◆ **Data**
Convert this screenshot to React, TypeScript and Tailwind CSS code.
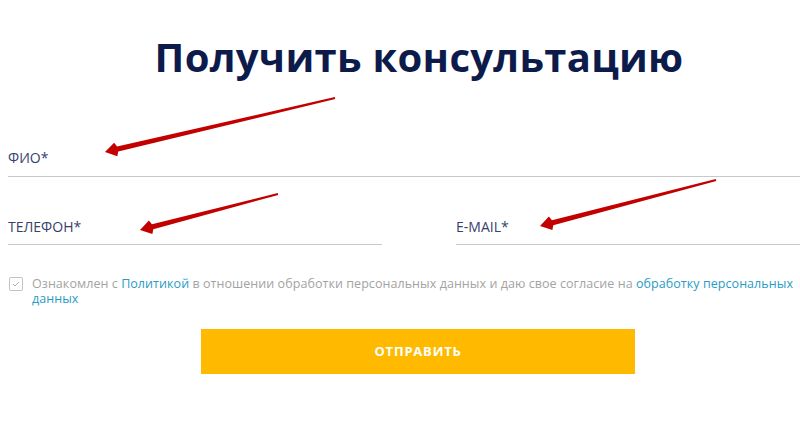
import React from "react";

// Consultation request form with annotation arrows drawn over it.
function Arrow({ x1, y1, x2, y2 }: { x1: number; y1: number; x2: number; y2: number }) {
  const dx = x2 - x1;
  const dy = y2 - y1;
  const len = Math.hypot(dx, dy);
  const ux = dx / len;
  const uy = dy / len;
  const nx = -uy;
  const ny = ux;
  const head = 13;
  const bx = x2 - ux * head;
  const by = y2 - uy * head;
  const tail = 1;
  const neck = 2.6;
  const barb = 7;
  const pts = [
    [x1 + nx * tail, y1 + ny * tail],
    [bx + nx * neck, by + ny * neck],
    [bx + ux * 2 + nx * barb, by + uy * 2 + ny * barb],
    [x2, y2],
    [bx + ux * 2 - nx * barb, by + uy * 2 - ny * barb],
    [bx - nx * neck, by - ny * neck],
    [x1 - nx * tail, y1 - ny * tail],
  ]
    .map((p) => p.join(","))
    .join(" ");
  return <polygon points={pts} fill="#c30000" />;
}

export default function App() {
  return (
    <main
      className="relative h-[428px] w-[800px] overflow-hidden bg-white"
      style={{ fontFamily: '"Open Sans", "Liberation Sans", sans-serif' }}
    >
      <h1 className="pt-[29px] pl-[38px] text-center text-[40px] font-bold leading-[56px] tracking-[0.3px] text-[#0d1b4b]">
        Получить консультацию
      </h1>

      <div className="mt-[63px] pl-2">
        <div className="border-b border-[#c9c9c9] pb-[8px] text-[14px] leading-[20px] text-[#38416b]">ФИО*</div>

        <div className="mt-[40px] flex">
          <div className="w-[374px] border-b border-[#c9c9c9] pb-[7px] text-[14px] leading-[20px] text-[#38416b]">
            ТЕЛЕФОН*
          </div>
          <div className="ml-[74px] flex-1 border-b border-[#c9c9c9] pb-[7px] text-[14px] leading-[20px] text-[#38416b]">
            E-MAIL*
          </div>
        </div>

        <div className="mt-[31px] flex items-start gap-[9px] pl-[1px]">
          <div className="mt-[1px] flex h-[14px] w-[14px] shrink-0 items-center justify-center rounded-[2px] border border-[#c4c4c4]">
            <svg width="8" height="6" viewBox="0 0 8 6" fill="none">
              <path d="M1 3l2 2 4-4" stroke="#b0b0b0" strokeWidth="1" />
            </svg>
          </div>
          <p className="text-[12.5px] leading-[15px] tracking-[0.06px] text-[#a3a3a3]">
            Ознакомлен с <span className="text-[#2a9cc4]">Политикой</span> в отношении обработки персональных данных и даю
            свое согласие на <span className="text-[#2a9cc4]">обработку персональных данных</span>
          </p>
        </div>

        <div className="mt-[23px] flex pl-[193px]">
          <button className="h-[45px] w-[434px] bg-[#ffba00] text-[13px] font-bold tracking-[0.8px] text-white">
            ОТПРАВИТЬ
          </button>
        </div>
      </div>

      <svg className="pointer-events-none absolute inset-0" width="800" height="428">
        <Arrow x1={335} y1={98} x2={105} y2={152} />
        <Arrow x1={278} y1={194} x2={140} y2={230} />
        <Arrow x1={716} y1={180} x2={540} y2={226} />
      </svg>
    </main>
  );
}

◆ **Instructions for the task**
Which lines contain "React"? Copy each of them out.

◆ **Finished answer**
Convert this screenshot to React, TypeScript and Tailwind CSS code.
import React from "react";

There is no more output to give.